ISTM that the right fix is to teach toast_save_datum() to check for existence of duplicate chunk_id by scanning the table with the same SnapshotToast that it later uses to fetch the tuples. We already do that in case of toast rewrite, but not for regular inserts. I propose to do that for regular path too, as done in the attached patch.

Duplicate OIDs may be generated when the counter wraps around and it may cause this problem.

- OID counter wraps around
- Old toast tuple is deleted and the deleting transaction commits
- OldestXmin is held back by an open transaction
- The same OID if then inserted again into the toast table
- The toasted value is fetched before the table is vacuumed or the index pointer is killed. This leads to duplicates being returned.

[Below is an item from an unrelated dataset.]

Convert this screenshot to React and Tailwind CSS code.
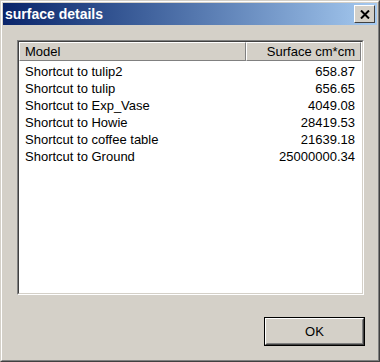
import React from "react";

const rows = [
  { model: "Shortcut to tulip2", surface: "658.87" },
  { model: "Shortcut to tulip", surface: "656.65" },
  { model: "Shortcut to Exp_Vase", surface: "4049.08" },
  { model: "Shortcut to Howie", surface: "28419.53" },
  { model: "Shortcut to coffee table", surface: "21639.18" },
  { model: "Shortcut to Ground", surface: "25000000.34" },
];

const App = () => {
  return (
    <div
      className="w-[380px] h-[362px] bg-[#d4d0c8] border border-t-[#d4d0c8] border-l-[#d4d0c8] border-r-[#404040] border-b-[#404040] text-black text-[13px]"
      style={{ fontFamily: '"Liberation Sans", Arial, sans-serif' }}
    >
      <div className="h-full border border-t-white border-l-white border-r-[#808080] border-b-[#808080] p-px flex flex-col">
        {/* title bar */}
        <div className="h-[22px] flex items-center justify-between pl-[2px] pr-[2px] bg-gradient-to-r from-[#0a246a] to-[#a6caf0]">
          <span className="text-white font-bold text-[14px] leading-none">surface details</span>
          <button className="w-[21px] h-[18px] bg-[#d4d0c8] border border-t-white border-l-white border-r-[#404040] border-b-[#404040] flex items-center justify-center">
            <svg width="10" height="9" viewBox="0 0 10 9">
              <path d="M1 0.5 L9 8.5 M9 0.5 L1 8.5" stroke="black" strokeWidth="2" />
            </svg>
          </button>
        </div>

        <div className="flex-1 flex flex-col pl-[14px] pr-[13px] pt-[15px]">
          {/* list view */}
          <div className="h-[255px] border border-t-[#808080] border-l-[#808080] border-r-white border-b-white">
            <div className="h-full border border-t-[#404040] border-l-[#404040] border-r-[#d4d0c8] border-b-[#d4d0c8] bg-white">
              <div className="flex h-[19px] pr-[1px]">
                <div className="w-[227px] bg-[#d4d0c8] border border-t-white border-l-white border-r-[#808080] border-b-[#808080] flex items-center pl-[5px]">
                  Model
                </div>
                <div className="w-[115px] bg-[#d4d0c8] border border-t-white border-l-white border-r-[#808080] border-b-[#808080] flex items-center justify-end pr-[5px]">
                  Surface cm*cm
                </div>
              </div>
              <div className="pt-[2px]">
                {rows.map((r) => (
                  <div key={r.model} className="flex h-[17px] items-center">
                    <div className="w-[227px] pl-[6px]">{r.model}</div>
                    <div className="w-[115px] pr-[6px] text-right">{r.surface}</div>
                  </div>
                ))}
              </div>
            </div>
          </div>

          <div className="flex justify-end pt-[22px]">
            <button className="w-[101px] h-[29px] border border-black bg-[#d4d0c8] mr-[-1px]">
              <div className="h-full border border-t-white border-l-white border-r-[#404040] border-b-[#404040]">
                <div className="h-full border border-t-[#d4d0c8] border-l-[#d4d0c8] border-r-[#808080] border-b-[#808080] flex items-center justify-center">
                  OK
                </div>
              </div>
            </button>
          </div>
        </div>
      </div>
    </div>
  );
};

export default App;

This is probably quite a corner case, but not impossible given that we already have reports for such problems. But the problem gets accentuated in case of a crash recovery or on a Hot standby. This is because of another somewhat unrelated bug which manifested in our case.

An interesting case to consider is the following sequence of events:

1. ONLINE checkpoint starts. We note down the nextOid counter, after rightly accounting for the cached values too. CreateCheckPoint() does this:

    LWLockAcquire(OidGenLock, LW_SHARED);
    checkPoint.nextOid = ShmemVariableCache->nextOid;
    if (!shutdown)
        checkPoint.nextOid += ShmemVariableCache->oidCount;
    LWLockRelease(OidGenLock);
 
2. The cached OIDs are then consumed, and a new set of OIDs are allocated, generating XLOG_NEXTOID WAL record.

3. More OIDs are consumed from the newly allocated range. Those OIDs make to the disk after following buffer LSN interlock. So XLOG_NEXTOID gets flushed to disk as well.

4. Checkpoint finishes, it writes a ONLINE checkpoint record with the nextOid value saved in step 1

5. CRASH

The redo recovery starts at some LSN written before step 1. It initialises the ShmemVariableCache->nextOid with the value stored in the checkpoint record and starts replaying WAL records. When it sees the XLOG_NEXTOID WAL record generated at step 2, it correctly advances the OID counter to cover the next range. 

But while applying ONLINE checkpoint written at step 4, we do this:

        /* ... but still treat OID counter as exact */
        LWLockAcquire(OidGenLock, LW_EXCLUSIVE);
        ShmemVariableCache->nextOid = checkPoint.nextOid;
        ShmemVariableCache->oidCount = 0;
        LWLockRelease(OidGenLock);

So effectively we overwrite the nextOid counter and drag it backwards again. If we don't see another XLOG_NEXTOID record before the crash recovery ends, then we shall start the server with a stale value, generating duplicate OIDs immediately after the restart.

I don't think this is an unusual case and I'm surprised that we didn't notice this before. Most likely the other protections in the system to guard against wrapped around OIDs masked the bug. The TOAST table though escapes those protections in the specific case we discussed above and brought out the bug in open.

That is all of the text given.